Millerton All Blacks withdrew from the competition in early July.

The South Auckland FA (SAFA) provincial finals, contested by Huntly Starr, Hamilton Wanderers and Glen Massey, took a month and five scheduled matches to complete, after the first round match between Huntly Starr and Wanderers had to be replayed over three match days. Two protests by Wanderers were successfully upheld by the SAFA. The first match in Huntly was won 3 - 2 by Huntly Starr, the second was won 3 - 0 by Huntly Starr, the third was drawn 0 - 0 aet. The fourth replay, a mid-week fixture on 27 July, was won by default as Wanderers made the journey to Huntly, but the Starr players were absent. A 15-minute grace period from the match referee was allowed, then the tie was awarded to Hamilton Wanderers. Two days later Hamilton Wanderers beat Glen Massey 6 - 1 at Seddon Park in the South Auckland provincial final. The very next day, 30 July, Hamilton Wanderers met Ponsonby at Seddon Park in the Auckland regional final, losing 3 - 1 to the Auckland provincial winners.

The 1938 final
The final was played in soggy conditions to which Mosgiel found it difficult to adapt.
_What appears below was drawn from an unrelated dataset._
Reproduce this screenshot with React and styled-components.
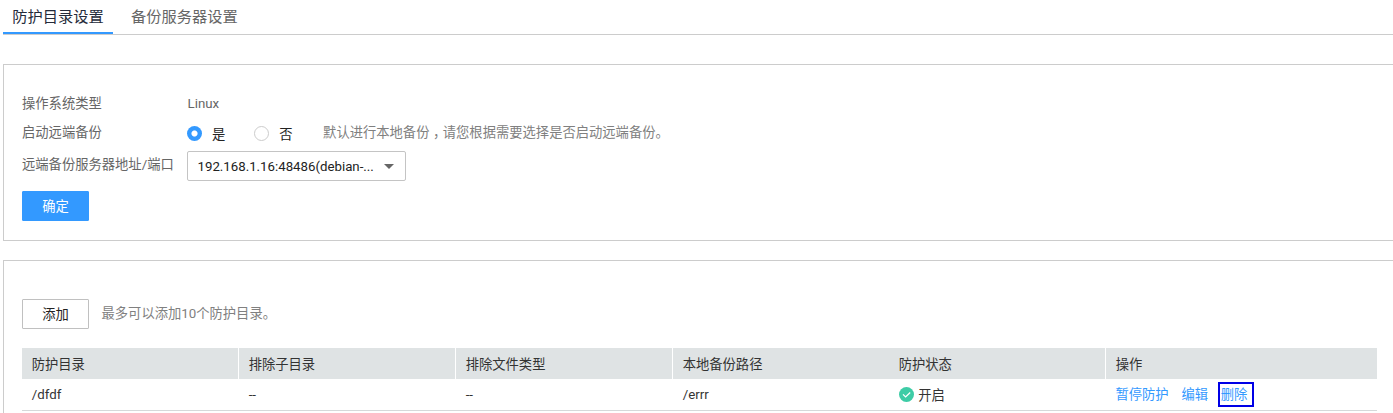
import React from "react";
import styled, { createGlobalStyle } from "styled-components";

const GlobalStyle = createGlobalStyle`
  * { box-sizing: border-box; }
  html, body { margin: 0; background: #fff; overflow: hidden; }
  body {
    font-family: Roboto, "Noto Sans CJK SC", sans-serif;
    font-size: 13.3px;
    color: #333;
  }
`;

const Page = styled.div`
  height: 413px;
  padding-left: 3px;
  overflow: hidden;
  display: flex;
  flex-direction: column;
`;

const Tabs = styled.nav`
  display: flex;
  flex: none;
  height: 35px;
  border-bottom: 1px solid #ccc;
`;

const Tab = styled.a`
  height: 34px;
  padding: 0 9.2px;
  margin-right: 9px;
  font-size: 15.25px;
  line-height: 35px;
  white-space: nowrap;
  color: ${(p) => (p.$active ? "#252b3a" : "#666")};
  border-bottom: ${(p) => (p.$active ? "2px solid #3399ff" : "none")};
`;

const Panel = styled.section`
  flex: none;
  height: ${(p) => p.$height}px;
  margin-top: ${(p) => p.$gap}px;
  padding: ${(p) => p.$top}px 16px 0 18px;
  border: 1px solid #ccc;
  border-right: 0;
`;

const FormRow = styled.div`
  display: flex;
  align-items: flex-start;
  height: ${(p) => p.$height}px;
`;

const Label = styled.label`
  width: 165px;
  line-height: 28px;
  color: #666;
  white-space: nowrap;
`;

const Value = styled.span`
  line-height: 28px;
  padding-left: 0.5px;
  color: #666;
`;

const Radio = styled.span`
  display: flex;
  align-items: center;
  gap: 10px;
  height: 28px;
  margin-right: ${(p) => p.$after}px;
  color: #222;
`;

const Dot = styled.span`
  width: 15px;
  height: 15px;
  border-radius: 50%;
  background: ${(p) =>
    p.$checked ? "radial-gradient(circle, #fff 2.6px, #3399ff 3.5px)" : "#fff"};
  border: ${(p) => (p.$checked ? "none" : "1px solid #ccc")};
`;

const Hint = styled.span`
  line-height: ${(p) => p.$line || 28}px;
  color: #808080;
  white-space: nowrap;
`;

const Comma = styled.span`
  font-feature-settings: "halt";
  margin: 0 3.15px 0 3.5px;
`;

const Select = styled.div`
  display: flex;
  align-items: center;
  justify-content: space-between;
  width: 219px;
  height: 30px;
  padding: 0 11px 0 9.5px;
  font-size: 13.25px;
  border: 1px solid #c4c4c4;
  border-radius: 2px;
  color: #222;
`;

const Caret = styled.span`
  border: 5px solid transparent;
  border-top-color: #666;
  border-bottom: 0;
`;

const Button = styled.button`
  width: 67px;
  height: 30px;
  padding: 0 0 2px;
  font: inherit;
  color: ${(p) => (p.$primary ? "#fff" : "#222")};
  background: ${(p) => (p.$primary ? "#3399ff" : "#fff")};
  border: 1px solid ${(p) => (p.$primary ? "#3399ff" : "#c0c0c0")};
  border-radius: 1px;
`;

const AddRow = styled.div`
  display: flex;
  gap: 12.5px;
  height: 49px;
`;

const Table = styled.div`
  width: 1355px;
`;

const Row = styled.div`
  display: grid;
  grid-template-columns: 217px 217px 217px 216px 217px 1fr;
  height: ${(p) => (p.$head ? 31 : 32)}px;
  background: ${(p) => (p.$head ? "#dfe3e4" : "#fff")};
  border-bottom: ${(p) => (p.$head ? "none" : "1px solid #d6d9da")};
`;

const Cell = styled.div`
  display: flex;
  align-items: center;
  padding-left: 9.7px;
  white-space: nowrap;
  border-right: ${(p) => (p.$divider ? "1px solid #fff" : "none")};
`;

const Status = styled.span`
  display: flex;
  align-items: center;
  gap: 4.5px;
  padding-bottom: 1px;
`;

const Actions = styled.div`
  display: flex;
  align-items: center;
  margin-left: -0.3px;
`;

const Link = styled.a`
  color: #3399ff;
  padding-bottom: 2px;
  margin-right: ${(p) => p.$after || 0}px;
`;

const Marked = styled.span`
  display: flex;
  align-items: center;
  width: 36px;
  height: 25px;
  padding-left: 1px;
  border: 2px solid #0000e6;
`;

const CheckIcon = () => (
  <svg width="15" height="15" viewBox="0 0 15 15">
    <circle cx="7.5" cy="7.5" r="7.5" fill="#3dcca6" />
    <path d="M4 7.4l2.6 2.5 4.6-4.4" fill="none" stroke="#fff" strokeWidth="1.3" />
  </svg>
);

const columns = ["防护目录", "排除子目录", "排除文件类型", "本地备份路径", "防护状态", "操作"];
const dividers = [true, true, true, false, true, false];

export default function App() {
  return (
    <Page>
      <GlobalStyle />
      <Tabs>
        <Tab $active>防护目录设置</Tab>
        <Tab>备份服务器设置</Tab>
      </Tabs>

      <Panel $height={177} $gap={29} $top={25}>
        <FormRow $height={29}>
          <Label>操作系统类型</Label>
          <Value>Linux</Value>
        </FormRow>
        <FormRow $height={32}>
          <Label>启动远端备份</Label>
          <Radio $after={29}><Dot $checked />是</Radio>
          <Radio $after={30.5}><Dot />否</Radio>
          <Hint>默认进行本地备份<Comma>，</Comma>请您根据需要选择是否启动远端备份。</Hint>
        </FormRow>
        <FormRow $height={40}>
          <Label>远端备份服务器地址/端口</Label>
          <Select>192.168.1.16:48486(debian-...<Caret /></Select>
        </FormRow>
        <Button $primary>确定</Button>
      </Panel>

      <Panel $height={180} $gap={19} $top={38}>
        <AddRow>
          <Button>添加</Button>
          <Hint $line={30}>最多可以添加10个防护目录。</Hint>
        </AddRow>
        <Table>
          <Row $head>
            {columns.map((name, i) => (
              <Cell key={name} $divider={dividers[i]}>{name}</Cell>
            ))}
          </Row>
          <Row>
            <Cell>/dfdf</Cell>
            <Cell>--</Cell>
            <Cell>--</Cell>
            <Cell>/errr</Cell>
            <Cell><Status><CheckIcon />开启</Status></Cell>
            <Cell>
              <Actions>
                <Link $after={13}>暂停防护</Link>
                <Link $after={9.5}>编辑</Link>
                <Marked><Link>删除</Link></Marked>
              </Actions>
            </Cell>
          </Row>
        </Table>
      </Panel>
    </Page>
  );
}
Despite playing with the breeze in the first half, the southerners were 1-0 down after just six minutes through a goal from Sonny Ward. Shortly after the half-time break Tom Walker doubled the lead, and a third was added by Toby Janes at the hour mark after a pass from Ward. Walker completed the scoring with a tap-in late on in the second half. 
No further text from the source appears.